» Task brief: Exclude pictures. Extract exactly the lines from the one that contains "Recreate this image" down to the one that contains "const headers = ['Průměr", both included.

>>>

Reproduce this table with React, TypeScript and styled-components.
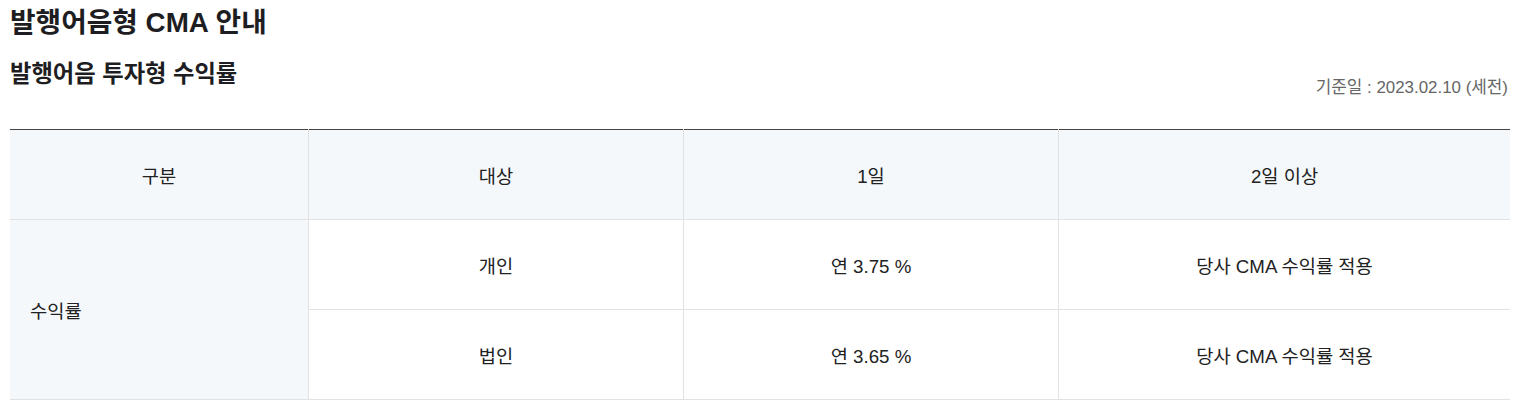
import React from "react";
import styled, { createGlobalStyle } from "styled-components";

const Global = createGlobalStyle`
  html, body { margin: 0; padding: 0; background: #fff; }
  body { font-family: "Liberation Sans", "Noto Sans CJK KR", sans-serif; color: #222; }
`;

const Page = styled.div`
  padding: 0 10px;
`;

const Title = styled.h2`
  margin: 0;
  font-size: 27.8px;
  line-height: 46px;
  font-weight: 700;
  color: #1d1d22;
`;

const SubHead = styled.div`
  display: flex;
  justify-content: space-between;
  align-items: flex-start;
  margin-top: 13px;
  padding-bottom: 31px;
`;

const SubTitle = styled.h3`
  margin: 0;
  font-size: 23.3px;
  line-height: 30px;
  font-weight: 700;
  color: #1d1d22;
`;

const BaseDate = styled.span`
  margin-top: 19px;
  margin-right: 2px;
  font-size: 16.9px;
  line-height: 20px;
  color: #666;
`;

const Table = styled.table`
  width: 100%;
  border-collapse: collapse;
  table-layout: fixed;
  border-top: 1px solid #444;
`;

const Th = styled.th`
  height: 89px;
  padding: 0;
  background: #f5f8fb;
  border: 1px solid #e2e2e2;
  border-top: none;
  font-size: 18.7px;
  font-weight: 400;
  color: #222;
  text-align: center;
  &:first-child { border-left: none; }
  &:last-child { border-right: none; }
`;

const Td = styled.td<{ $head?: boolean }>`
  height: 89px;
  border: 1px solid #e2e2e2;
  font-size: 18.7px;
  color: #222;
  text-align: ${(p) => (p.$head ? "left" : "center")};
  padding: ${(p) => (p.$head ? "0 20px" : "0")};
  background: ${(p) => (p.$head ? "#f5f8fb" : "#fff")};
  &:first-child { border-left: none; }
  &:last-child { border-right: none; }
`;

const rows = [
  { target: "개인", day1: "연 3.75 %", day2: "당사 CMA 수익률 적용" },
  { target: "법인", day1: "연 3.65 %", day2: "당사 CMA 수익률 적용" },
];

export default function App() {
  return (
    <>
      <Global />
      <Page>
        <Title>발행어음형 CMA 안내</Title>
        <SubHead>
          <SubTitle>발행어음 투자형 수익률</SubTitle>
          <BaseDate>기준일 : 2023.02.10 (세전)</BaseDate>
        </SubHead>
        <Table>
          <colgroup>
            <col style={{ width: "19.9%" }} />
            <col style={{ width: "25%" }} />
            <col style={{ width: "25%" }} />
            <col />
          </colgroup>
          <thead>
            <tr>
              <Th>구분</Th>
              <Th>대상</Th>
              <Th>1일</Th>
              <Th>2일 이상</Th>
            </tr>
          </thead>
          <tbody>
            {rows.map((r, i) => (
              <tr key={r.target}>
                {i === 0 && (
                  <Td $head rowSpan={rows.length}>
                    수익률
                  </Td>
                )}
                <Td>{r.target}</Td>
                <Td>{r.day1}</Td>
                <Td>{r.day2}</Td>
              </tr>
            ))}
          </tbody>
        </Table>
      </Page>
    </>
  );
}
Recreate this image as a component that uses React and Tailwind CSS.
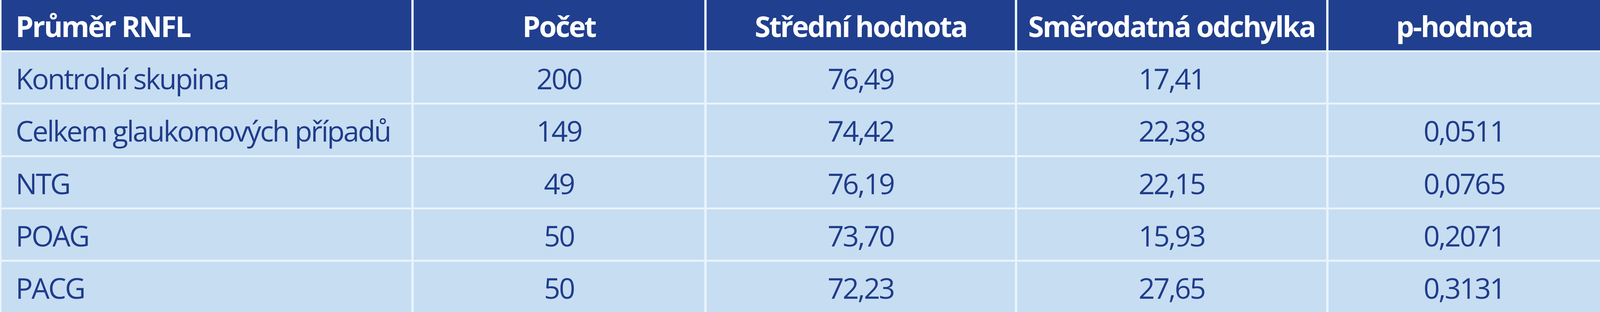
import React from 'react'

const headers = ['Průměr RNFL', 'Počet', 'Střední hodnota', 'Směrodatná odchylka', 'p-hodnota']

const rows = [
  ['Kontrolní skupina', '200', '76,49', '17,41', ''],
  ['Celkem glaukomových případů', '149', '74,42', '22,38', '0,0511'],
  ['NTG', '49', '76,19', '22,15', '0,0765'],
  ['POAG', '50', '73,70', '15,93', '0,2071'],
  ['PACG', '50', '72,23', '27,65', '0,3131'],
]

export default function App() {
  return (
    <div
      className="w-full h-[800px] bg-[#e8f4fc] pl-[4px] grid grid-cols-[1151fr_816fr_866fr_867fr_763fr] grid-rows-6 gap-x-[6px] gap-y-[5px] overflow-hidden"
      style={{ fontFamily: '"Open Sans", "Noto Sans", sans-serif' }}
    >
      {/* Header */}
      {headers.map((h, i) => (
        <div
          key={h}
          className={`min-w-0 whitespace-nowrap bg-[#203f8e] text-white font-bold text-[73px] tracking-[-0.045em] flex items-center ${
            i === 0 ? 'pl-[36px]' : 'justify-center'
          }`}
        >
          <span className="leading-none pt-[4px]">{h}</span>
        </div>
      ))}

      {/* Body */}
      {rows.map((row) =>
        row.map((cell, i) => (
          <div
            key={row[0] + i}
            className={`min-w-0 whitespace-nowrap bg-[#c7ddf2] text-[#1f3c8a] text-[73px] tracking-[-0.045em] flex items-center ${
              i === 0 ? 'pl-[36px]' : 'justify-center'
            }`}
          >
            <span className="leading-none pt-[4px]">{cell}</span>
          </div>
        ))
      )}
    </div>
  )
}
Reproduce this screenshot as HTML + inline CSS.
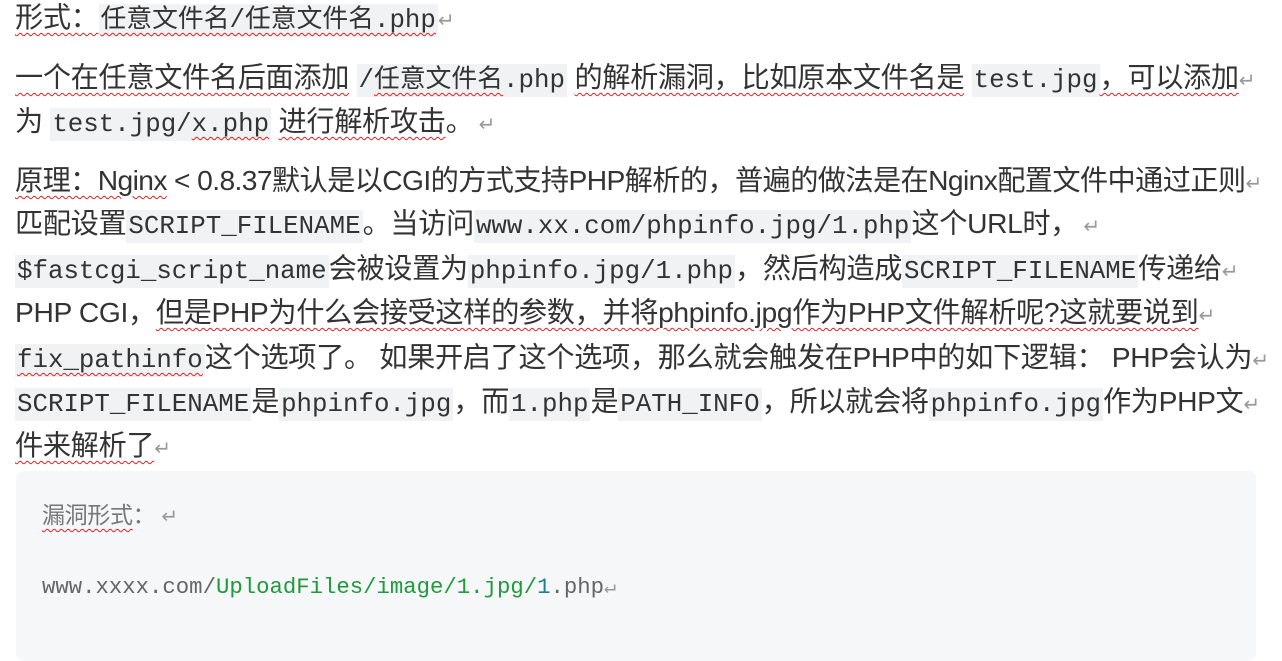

<<<

» Exercise answer:
Recreate this image as a component that uses React and Tailwind CSS.
import React from 'react'

const headers = ['Průměr RNFL', 'Počet', 'Střední hodnota', 'Směrodatná odchylka', 'p-hodnota']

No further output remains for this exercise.